According to Vidit Aatrey, the emphasis on logistics infrastructure, cluster modernisation and cost-efficient supply chains is critical to lowering cost-to-serve and improving operational efficiency, while targeted support for women entrepreneurs will help broaden participation across regions.

With public capex pegged at ₹12.2 Lakh Cr and a renewed focus on Tier-II and Tier-III markets, logistics players believe India is laying the rails for the next decade of digital commerce — both domestic and global.

Adding to this, Tanmay Kumar, CFO at Shiprocket, said the removal of the cap allows smaller sellers to scale international shipments without artificial thresholds, making cross-border e-commerce significantly more accessible.

He added that the strong push towards technology-led trade facilitation, particularly in handling rejected or returned consignments, will streamline cross-border logistics, reduce operational friction and encourage greater formalisation of exports. Together, these measures strengthen India’s e-commerce exports ecosystem and position MSMEs to compete more effectively in global markets.

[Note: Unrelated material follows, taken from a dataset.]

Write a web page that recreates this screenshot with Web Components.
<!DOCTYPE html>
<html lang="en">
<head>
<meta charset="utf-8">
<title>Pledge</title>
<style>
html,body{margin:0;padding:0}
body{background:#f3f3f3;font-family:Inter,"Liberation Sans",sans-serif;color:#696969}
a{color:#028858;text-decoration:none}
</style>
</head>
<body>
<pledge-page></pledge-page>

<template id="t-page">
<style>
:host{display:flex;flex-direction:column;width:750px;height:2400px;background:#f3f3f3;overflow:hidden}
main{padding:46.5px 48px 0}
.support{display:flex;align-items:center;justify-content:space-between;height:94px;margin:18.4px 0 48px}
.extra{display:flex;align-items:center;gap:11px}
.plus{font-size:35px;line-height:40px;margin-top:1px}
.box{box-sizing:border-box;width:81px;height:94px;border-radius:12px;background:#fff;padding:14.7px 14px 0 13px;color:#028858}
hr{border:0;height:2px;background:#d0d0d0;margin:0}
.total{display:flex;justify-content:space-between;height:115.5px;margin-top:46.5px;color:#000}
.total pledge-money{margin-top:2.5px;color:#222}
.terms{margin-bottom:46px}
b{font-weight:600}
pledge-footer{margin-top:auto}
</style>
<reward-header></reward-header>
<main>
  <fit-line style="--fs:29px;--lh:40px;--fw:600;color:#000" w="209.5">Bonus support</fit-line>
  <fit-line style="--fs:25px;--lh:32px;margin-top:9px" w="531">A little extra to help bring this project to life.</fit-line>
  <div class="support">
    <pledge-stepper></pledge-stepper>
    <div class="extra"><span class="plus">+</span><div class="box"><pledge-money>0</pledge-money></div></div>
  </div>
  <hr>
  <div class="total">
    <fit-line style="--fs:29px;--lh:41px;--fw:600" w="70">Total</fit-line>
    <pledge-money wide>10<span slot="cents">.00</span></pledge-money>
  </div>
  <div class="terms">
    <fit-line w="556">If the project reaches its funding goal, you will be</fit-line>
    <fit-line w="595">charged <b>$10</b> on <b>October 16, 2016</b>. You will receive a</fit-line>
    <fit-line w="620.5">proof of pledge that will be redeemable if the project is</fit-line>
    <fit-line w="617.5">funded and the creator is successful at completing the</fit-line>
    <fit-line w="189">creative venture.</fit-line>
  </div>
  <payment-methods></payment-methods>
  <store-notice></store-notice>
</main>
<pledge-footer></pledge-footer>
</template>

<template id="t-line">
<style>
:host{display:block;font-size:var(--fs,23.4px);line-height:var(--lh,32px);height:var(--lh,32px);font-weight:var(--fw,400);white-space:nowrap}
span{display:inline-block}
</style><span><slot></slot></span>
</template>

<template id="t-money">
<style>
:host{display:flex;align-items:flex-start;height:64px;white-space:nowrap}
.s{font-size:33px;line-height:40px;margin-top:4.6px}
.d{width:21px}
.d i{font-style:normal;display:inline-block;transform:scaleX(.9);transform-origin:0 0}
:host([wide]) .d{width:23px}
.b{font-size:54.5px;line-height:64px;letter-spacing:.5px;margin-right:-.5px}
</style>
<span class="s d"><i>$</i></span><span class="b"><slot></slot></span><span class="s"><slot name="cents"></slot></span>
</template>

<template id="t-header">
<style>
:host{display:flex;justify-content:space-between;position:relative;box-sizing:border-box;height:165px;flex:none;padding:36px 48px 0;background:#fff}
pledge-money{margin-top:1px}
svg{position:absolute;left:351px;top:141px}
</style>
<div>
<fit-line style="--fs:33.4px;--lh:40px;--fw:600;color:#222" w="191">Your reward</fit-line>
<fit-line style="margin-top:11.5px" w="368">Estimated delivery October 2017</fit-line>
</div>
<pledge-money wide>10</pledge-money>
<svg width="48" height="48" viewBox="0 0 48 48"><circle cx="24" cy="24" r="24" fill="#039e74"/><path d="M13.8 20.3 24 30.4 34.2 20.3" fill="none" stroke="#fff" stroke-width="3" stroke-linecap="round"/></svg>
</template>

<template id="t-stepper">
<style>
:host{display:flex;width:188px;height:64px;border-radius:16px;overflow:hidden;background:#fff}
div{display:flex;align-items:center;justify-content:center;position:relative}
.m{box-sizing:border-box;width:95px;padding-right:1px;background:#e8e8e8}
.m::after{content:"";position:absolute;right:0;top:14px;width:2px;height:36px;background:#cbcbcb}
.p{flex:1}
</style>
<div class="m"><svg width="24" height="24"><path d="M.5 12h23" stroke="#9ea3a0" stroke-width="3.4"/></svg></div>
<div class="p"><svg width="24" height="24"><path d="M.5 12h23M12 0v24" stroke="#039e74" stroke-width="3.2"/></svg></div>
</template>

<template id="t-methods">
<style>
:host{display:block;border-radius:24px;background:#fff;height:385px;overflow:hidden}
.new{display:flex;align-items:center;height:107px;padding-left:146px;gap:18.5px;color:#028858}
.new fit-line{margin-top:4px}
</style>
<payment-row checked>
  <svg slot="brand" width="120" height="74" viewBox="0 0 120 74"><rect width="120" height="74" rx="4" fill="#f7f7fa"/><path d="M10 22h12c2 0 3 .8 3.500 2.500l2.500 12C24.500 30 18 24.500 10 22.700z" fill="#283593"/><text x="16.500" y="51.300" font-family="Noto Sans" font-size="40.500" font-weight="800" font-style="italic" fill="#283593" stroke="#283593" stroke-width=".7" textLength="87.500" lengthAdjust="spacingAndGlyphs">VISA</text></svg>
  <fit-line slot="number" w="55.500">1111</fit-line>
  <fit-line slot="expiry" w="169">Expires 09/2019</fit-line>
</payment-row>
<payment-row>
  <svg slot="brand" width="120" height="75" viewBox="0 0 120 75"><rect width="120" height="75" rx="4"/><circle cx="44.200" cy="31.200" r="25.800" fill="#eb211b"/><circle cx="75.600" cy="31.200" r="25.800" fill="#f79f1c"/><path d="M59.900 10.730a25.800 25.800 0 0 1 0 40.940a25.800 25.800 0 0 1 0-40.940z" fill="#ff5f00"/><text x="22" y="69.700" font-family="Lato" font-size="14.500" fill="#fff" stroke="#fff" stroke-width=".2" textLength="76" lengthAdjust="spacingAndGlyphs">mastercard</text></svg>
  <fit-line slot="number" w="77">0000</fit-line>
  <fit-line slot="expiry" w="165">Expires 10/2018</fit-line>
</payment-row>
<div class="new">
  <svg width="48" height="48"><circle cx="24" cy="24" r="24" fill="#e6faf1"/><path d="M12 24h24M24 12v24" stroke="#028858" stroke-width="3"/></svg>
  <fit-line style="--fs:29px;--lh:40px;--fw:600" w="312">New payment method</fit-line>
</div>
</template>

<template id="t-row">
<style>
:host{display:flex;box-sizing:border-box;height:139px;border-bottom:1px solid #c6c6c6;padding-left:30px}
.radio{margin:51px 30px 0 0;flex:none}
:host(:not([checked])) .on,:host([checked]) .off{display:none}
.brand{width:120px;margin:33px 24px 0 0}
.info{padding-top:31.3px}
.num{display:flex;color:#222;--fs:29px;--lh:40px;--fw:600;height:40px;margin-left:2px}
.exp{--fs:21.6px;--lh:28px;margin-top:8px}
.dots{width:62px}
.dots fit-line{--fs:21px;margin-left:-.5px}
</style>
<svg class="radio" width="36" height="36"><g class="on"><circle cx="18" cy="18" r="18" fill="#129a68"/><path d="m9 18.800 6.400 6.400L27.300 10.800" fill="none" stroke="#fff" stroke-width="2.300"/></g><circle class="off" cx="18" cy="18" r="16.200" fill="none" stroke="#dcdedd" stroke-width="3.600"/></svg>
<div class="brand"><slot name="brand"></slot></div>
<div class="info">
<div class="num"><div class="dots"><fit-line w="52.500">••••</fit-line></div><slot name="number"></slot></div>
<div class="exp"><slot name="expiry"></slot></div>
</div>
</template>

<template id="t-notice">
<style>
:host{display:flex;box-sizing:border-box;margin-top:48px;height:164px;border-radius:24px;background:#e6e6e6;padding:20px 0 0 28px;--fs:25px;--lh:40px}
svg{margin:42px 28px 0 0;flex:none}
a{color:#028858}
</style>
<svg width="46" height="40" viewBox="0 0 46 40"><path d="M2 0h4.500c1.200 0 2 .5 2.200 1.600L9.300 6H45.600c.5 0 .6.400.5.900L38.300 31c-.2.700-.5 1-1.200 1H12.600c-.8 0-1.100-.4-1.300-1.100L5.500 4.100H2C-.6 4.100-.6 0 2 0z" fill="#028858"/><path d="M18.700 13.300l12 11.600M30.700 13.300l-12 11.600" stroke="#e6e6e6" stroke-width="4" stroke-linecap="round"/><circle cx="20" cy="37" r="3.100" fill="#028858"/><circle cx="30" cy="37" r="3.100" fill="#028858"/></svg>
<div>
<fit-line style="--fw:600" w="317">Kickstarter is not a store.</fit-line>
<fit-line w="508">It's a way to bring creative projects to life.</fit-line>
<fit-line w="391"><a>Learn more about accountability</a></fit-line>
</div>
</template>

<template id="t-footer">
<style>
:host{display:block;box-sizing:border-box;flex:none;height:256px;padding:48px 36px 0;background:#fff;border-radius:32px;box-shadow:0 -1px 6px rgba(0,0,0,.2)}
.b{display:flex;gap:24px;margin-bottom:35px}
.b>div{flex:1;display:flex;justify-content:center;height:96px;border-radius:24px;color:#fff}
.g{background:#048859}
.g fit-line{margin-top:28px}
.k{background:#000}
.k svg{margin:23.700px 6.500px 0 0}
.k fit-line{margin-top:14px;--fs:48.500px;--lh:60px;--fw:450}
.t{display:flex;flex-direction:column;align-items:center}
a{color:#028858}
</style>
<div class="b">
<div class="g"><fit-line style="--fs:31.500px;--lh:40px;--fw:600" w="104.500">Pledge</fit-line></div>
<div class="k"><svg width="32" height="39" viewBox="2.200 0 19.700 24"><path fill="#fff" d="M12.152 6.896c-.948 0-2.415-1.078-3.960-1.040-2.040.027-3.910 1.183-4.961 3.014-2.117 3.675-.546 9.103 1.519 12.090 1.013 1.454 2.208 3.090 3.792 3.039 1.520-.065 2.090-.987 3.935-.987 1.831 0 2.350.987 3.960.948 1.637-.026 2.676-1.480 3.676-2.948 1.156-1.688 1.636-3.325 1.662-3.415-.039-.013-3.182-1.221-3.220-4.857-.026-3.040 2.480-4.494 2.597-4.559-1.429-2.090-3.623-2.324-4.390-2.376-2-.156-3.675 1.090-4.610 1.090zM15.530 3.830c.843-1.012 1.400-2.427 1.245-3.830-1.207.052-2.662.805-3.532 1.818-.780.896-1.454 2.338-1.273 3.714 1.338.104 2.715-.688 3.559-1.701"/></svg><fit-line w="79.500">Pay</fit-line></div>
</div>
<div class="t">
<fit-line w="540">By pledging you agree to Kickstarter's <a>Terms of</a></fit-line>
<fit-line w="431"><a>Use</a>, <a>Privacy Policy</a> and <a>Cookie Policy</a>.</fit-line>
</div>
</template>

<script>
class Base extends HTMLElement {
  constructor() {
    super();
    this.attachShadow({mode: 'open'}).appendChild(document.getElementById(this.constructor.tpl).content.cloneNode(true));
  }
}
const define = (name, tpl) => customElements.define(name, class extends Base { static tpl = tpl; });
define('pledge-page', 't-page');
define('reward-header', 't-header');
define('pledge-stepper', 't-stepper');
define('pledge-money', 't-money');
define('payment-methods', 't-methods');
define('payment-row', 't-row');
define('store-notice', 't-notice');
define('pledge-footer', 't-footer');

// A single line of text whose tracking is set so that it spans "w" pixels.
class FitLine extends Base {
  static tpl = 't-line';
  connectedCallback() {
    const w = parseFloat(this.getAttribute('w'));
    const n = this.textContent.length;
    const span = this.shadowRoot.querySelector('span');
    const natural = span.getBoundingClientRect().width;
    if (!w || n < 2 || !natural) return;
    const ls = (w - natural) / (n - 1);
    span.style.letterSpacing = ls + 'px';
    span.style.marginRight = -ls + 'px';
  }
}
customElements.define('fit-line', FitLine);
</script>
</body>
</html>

As a result, the reforms are expected to improve turnaround times, simplify customs processes and lower the overall cost-to-serve for exporters.

The impact of the move is expected to be particularly significant for small businesses, artisans and premium Indian labels, many of whom are witnessing rising demand from global consumers but previously lacked the regulatory flexibility to scale efficiently.

While the announcement has been widely welcomed, stakeholders caution that execution will be critical. Clear operational guidelines, faster customs digitisation and close coordination between regulators and logistics providers will determine how quickly exporters can capitalise on the reform.

Still, by removing the ₹10 lakh courier export cap, Budget 2026 marks a structural reset for India’s e-commerce exports, one that aligns policy with how global digital trade actually works.